During the period 1988 to 2013 Piet Hermanis was employed by the WCED in the Boland in a variety of managerial positions.

The Persal number entitled him to be remunerated in terms of the WCED’s payment system via a direct deposit into his bank account, and is applicable to all employees in the public service, both national and provincial.

In February 2013, while employed in the Cape Winelands Education District, Hermanis was charged with misconduct arising out of allegations of financial mismanagement, and conducting an intimate relationship with a student under his authority as the erstwhile manager of the Adult Education and Training Centre in Worcester.
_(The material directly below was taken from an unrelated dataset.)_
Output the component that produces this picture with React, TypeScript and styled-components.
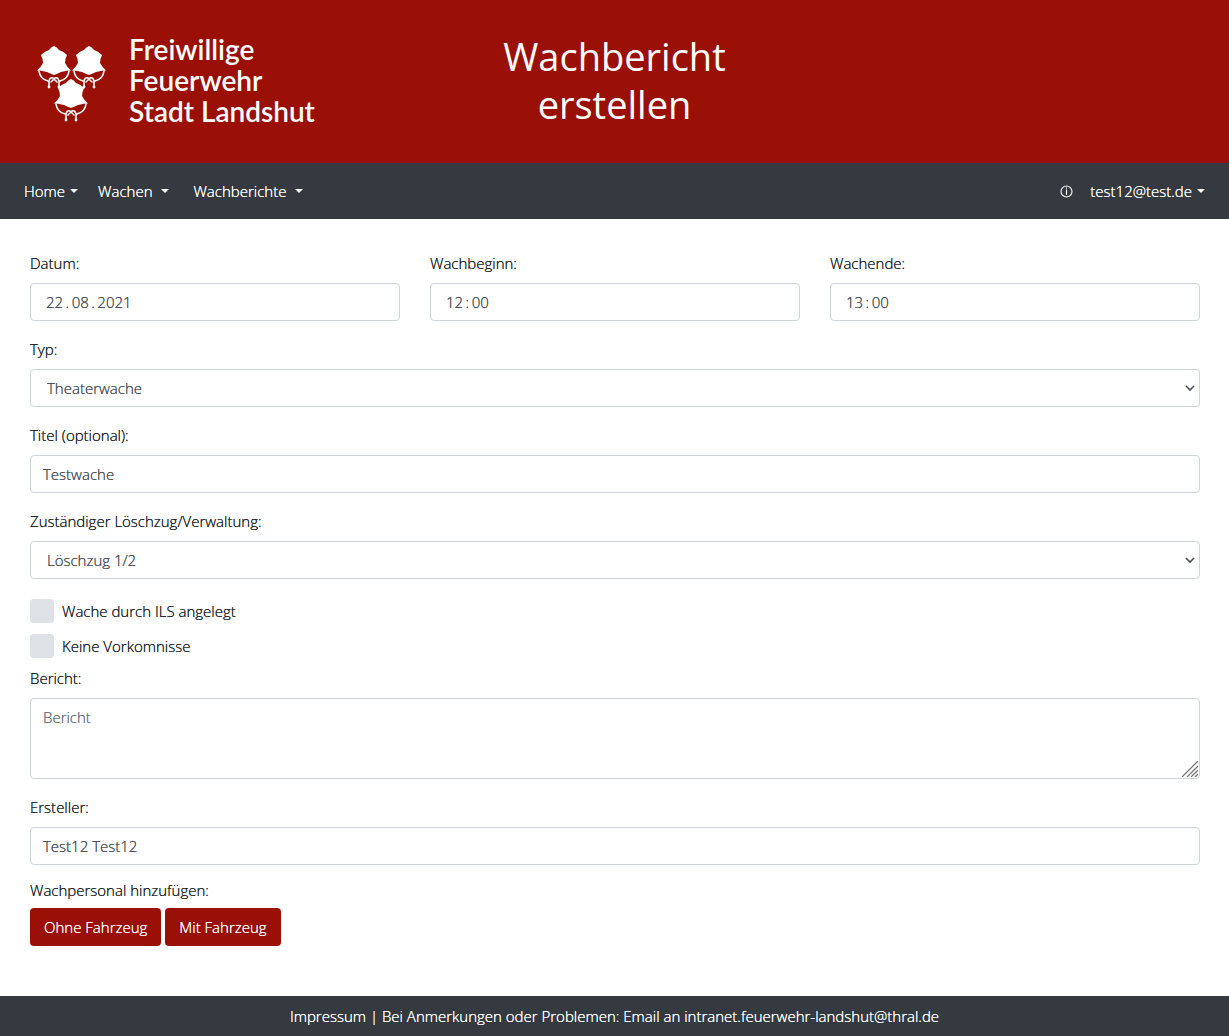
import React from "react";
import styled, { createGlobalStyle } from "styled-components";

const RED = "#9b1006";
const DARK = "#343a40";

const GlobalStyle = createGlobalStyle`
  *, *::before, *::after { box-sizing: border-box; }
  body {
    margin: 0;
    background: #fff;
    color: #212529;
    font: 300 15px/24px "Open Sans", "Noto Sans", sans-serif;
  }
  body, button, input, select, textarea {
    text-shadow: 0 0 0 currentColor;
  }
`;

const Page = styled.div`
  min-height: 100vh;
  display: flex;
  flex-direction: column;
`;

const Header = styled.header`
  display: grid;
  grid-template-columns: repeat(3, minmax(0, 1fr));
  align-items: center;
  padding: 32px 30px 35px;
  background: ${RED};
  color: #fff;
  text-shadow: none;
`;

const Brand = styled.a`
  display: flex;
  align-items: center;
  gap: 17px;
  color: #fff;
  text-decoration: none;
`;

const Emblem = styled.svg`
  flex: none;
  width: 82px;
  height: 86px;
`;

const BrandName = styled.span`
  font: 600 28px/31px Lato, sans-serif;
  white-space: nowrap;
`;

const Title = styled.h1`
  margin: 0;
  padding: 0 60px;
  font-size: 38px;
  font-weight: 400;
  line-height: 48px;
  text-align: center;
`;

const Nav = styled.nav`
  display: flex;
  align-items: center;
  gap: 20px;
  height: 56px;
  padding: 0 24px;
  background: ${DARK};
`;

const NavButton = styled.button<{ $spaced?: boolean }>`
  display: flex;
  align-items: center;
  gap: ${(p) => (p.$spaced ? 9 : 5)}px;
  margin: 0 ${(p) => (p.$spaced ? 4 : 0)}px 0 0;
  padding: 0;
  border: 0;
  background: none;
  color: #fff;
  font: inherit;

  &::after {
    content: "";
    border-top: 4px solid;
    border-left: 4px solid transparent;
    border-right: 4px solid transparent;
  }
`;

const NavEnd = styled.div`
  display: flex;
  align-items: center;
  gap: 17px;
  margin-left: auto;
`;

const InfoLink = styled.a`
  display: flex;
  color: #fff;
`;

const Form = styled.form`
  flex: 1;
  padding: 32px 29px 50px 30px;
`;

const Columns = styled.div`
  display: grid;
  grid-template-columns: repeat(3, minmax(0, 1fr));
  gap: 30px;
`;

const Group = styled.div`
  margin-bottom: 16px;
`;

const Label = styled.label`
  display: block;
  margin-bottom: 8px;
`;

const Control = styled.input<{ $inset?: number }>`
  display: block;
  width: 100%;
  height: 38px;
  padding: 6px ${(p) => p.$inset ?? 12}px;
  border: 1px solid #ced4da;
  border-radius: 4px;
  background: #fff;
  color: #495057;
  font: inherit;
  outline: 0;
`;

const TextArea = styled(Control).attrs({ as: "textarea" })`
  height: 81px;
  resize: none;
  &::placeholder { color: #6c757d; opacity: 1; }
`;

const Select = styled(Control).attrs({ as: "select" })`
  appearance: none;
`;

const Overlaid = styled.div`
  position: relative;
`;

const Chevron = styled.svg`
  position: absolute;
  right: 5px;
  top: 15px;
  pointer-events: none;
`;

const Grip = styled.svg`
  position: absolute;
  right: 2px;
  bottom: 2px;
  pointer-events: none;
`;

const Checks = styled.div`
  display: grid;
  gap: 11px;
  padding: 4px 0 8px;
`;

const CheckLabel = styled.label`
  display: flex;
  align-items: center;
  gap: 8px;
`;

const Checkbox = styled.input.attrs({ type: "checkbox" })`
  appearance: none;
  width: 24px;
  height: 24px;
  margin: 0;
  border-radius: 4px;
  background: #dee2e6;
  &:checked { background: ${RED}; }
`;

const Staff = styled.fieldset`
  min-width: 0;
  margin: -3px 0 0;
  padding: 0;
  border: 0;
`;

const Legend = styled.legend`
  margin-bottom: 6px;
  padding: 0;
`;

const Actions = styled.div`
  display: flex;
  gap: 4px;
`;

const Button = styled.button`
  height: 38px;
  padding: 0 14px;
  border: 0;
  border-radius: 4px;
  background: ${RED};
  color: #fff;
  font: inherit;
`;

const Footer = styled.footer`
  padding: 8px 16px;
  background: ${DARK};
  color: #fff;
  text-align: center;
`;

const FooterLink = styled.a`
  color: inherit;
  text-decoration: none;
`;

const helmets = [
  [24, 9],
  [59, 9],
  [41, 42],
];

function Helmet({ x, y }: { x: number; y: number }) {
  return (
    <g transform={`translate(${x} ${y})`}>
      <path
        fill="#fff"
        d="M0 0Q3 1 5 4Q9 5 13 9Q11 13 11 17Q13 21 17 24.5Q8 25 5 27L0 29-5 27Q-8 25-17 24.5Q-13 21-11 17Q-11 13-13 9Q-9 5-5 4Q-3 1 0 0Z"
      />
      <path
        fill="none"
        stroke="#fff"
        strokeWidth="1.6"
        strokeLinecap="round"
        strokeLinejoin="round"
        d="M-15 25Q-14 33-6 35M15 25Q14 33 6 35M-5 41V35Q-4 31-1 32L3 36M5 41V35Q4 31 1 32L-3 36"
      />
      <circle cx="-5" cy="41" r="1.4" fill="#fff" />
      <circle cx="5" cy="41" r="1.4" fill="#fff" />
    </g>
  );
}

function SelectField({ id, label, options }: { id: string; label: string; options: string[] }) {
  return (
    <Group>
      <Label htmlFor={id}>{label}</Label>
      <Overlaid>
        <Select id={id} $inset={16}>
          {options.map((o) => (
            <option key={o}>{o}</option>
          ))}
        </Select>
        <Chevron width="10" height="8" viewBox="0 0 10 8" fill="none" stroke="#495057" strokeWidth="1.6" aria-hidden="true">
          <path d="M1 2 5 6 9 2" />
        </Chevron>
      </Overlaid>
    </Group>
  );
}

function InputField({ id, label, value, inset }: { id: string; label: string; value: string; inset?: number }) {
  return (
    <Group>
      <Label htmlFor={id}>{label}</Label>
      <Control id={id} type="text" defaultValue={value} $inset={inset} />
    </Group>
  );
}

export default function App() {
  return (
    <Page>
      <GlobalStyle />
      <Header>
        <Brand href="#">
          <Emblem viewBox="0 0 82 86" aria-hidden="true">
            {helmets.map(([x, y]) => (
              <Helmet key={x} x={x} y={y} />
            ))}
          </Emblem>
          <BrandName>
            Freiwillige
            <br />
            Feuerwehr
            <br />
            Stadt Landshut
          </BrandName>
        </Brand>
        <Title>Wachbericht erstellen</Title>
      </Header>
      <Nav>
        <NavButton type="button">Home</NavButton>
        <NavButton type="button" $spaced>Wachen</NavButton>
        <NavButton type="button" $spaced>Wachberichte</NavButton>
        <NavEnd>
          <InfoLink href="#" aria-label="Info">
            <svg width="13" height="13" viewBox="0 0 13 13" fill="none" stroke="currentColor" strokeWidth="1.1">
              <circle cx="6.5" cy="6.5" r="5.5" />
              <path d="M6.5 4.6V10M6.5 2.6V3.8" />
            </svg>
          </InfoLink>
          <NavButton type="button">test12@test.de</NavButton>
        </NavEnd>
      </Nav>
      <Form onSubmit={(e) => e.preventDefault()}>
        <Columns>
          <InputField id="datum" label="Datum:" value={"22\u2009.\u200908\u2009.\u20092021"} inset={15} />
          <InputField id="beginn" label="Wachbeginn:" value={"12\u2009:\u200900"} inset={15} />
          <InputField id="ende" label="Wachende:" value={"13\u2009:\u200900"} inset={15} />
        </Columns>
        <SelectField id="typ" label="Typ:" options={["Theaterwache"]} />
        <InputField id="titel" label="Titel (optional):" value="Testwache" />
        <SelectField id="zug" label="Zuständiger Löschzug/Verwaltung:" options={["Löschzug 1/2"]} />
        <Checks>
          <CheckLabel>
            <Checkbox />
            Wache durch ILS angelegt
          </CheckLabel>
          <CheckLabel>
            <Checkbox />
            Keine Vorkomnisse
          </CheckLabel>
        </Checks>
        <Group>
          <Label htmlFor="bericht">Bericht:</Label>
          <Overlaid>
            <TextArea id="bericht" placeholder="Bericht" />
            <Grip width="16" height="16" viewBox="0 0 16 16" stroke="#777" strokeWidth="1.3" aria-hidden="true">
              <path d="M0 16 16 0M5 16 16 5M9 16 16 9M13 16 16 13" />
            </Grip>
          </Overlaid>
        </Group>
        <InputField id="ersteller" label="Ersteller:" value="Test12 Test12" />
        <Staff>
          <Legend>Wachpersonal hinzufügen:</Legend>
          <Actions>
            <Button type="button">Ohne Fahrzeug</Button>
            <Button type="button">Mit Fahrzeug</Button>
          </Actions>
        </Staff>
      </Form>
      <Footer>
        <FooterLink href="#">Impressum</FooterLink> | Bei Anmerkungen oder Problemen: Email an{" "}
        <FooterLink href="mailto:intranet.feuerwehr-landshut@thral.de">intranet.feuerwehr-landshut@thral.de</FooterLink>
      </Footer>
    </Page>
  );
}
Using the provisions of the Employment of Educators Act, the WCED resolved that the applicant’s resignation be regarded as a dismissal on account of misconduct.

This, in turn, led to the blocking of his Persal number on the national system which rendered him unemployable in any position in the public service.

The Persal number issue followed Hermanis throughout his attempts to be employed in other government posts, including in 2018 when he applied to and secured a job at the Department of Correctional Services (DCS), as chairperson of the parole board for the Brandvlei Correctional Services Management Area.

When the DCS discovered the terms of his dismissal from the WCED, it accused him of failing to disclose these when he applied for the position. The department suspended him and asked him to provide the reasons for this non-disclosure.

Hermanis approached the High Court in February 2020, asking that the WCED remove the Persal block; and that the DCS remove his suspension and pay him his outstanding remuneration.

In his ruling, Judge Patrick Gamble said Hermanis advanced no particular legal basis for entitlement to relief against the WCED, but that he was free to take his case with regard to the DCS matter to the Labour Court.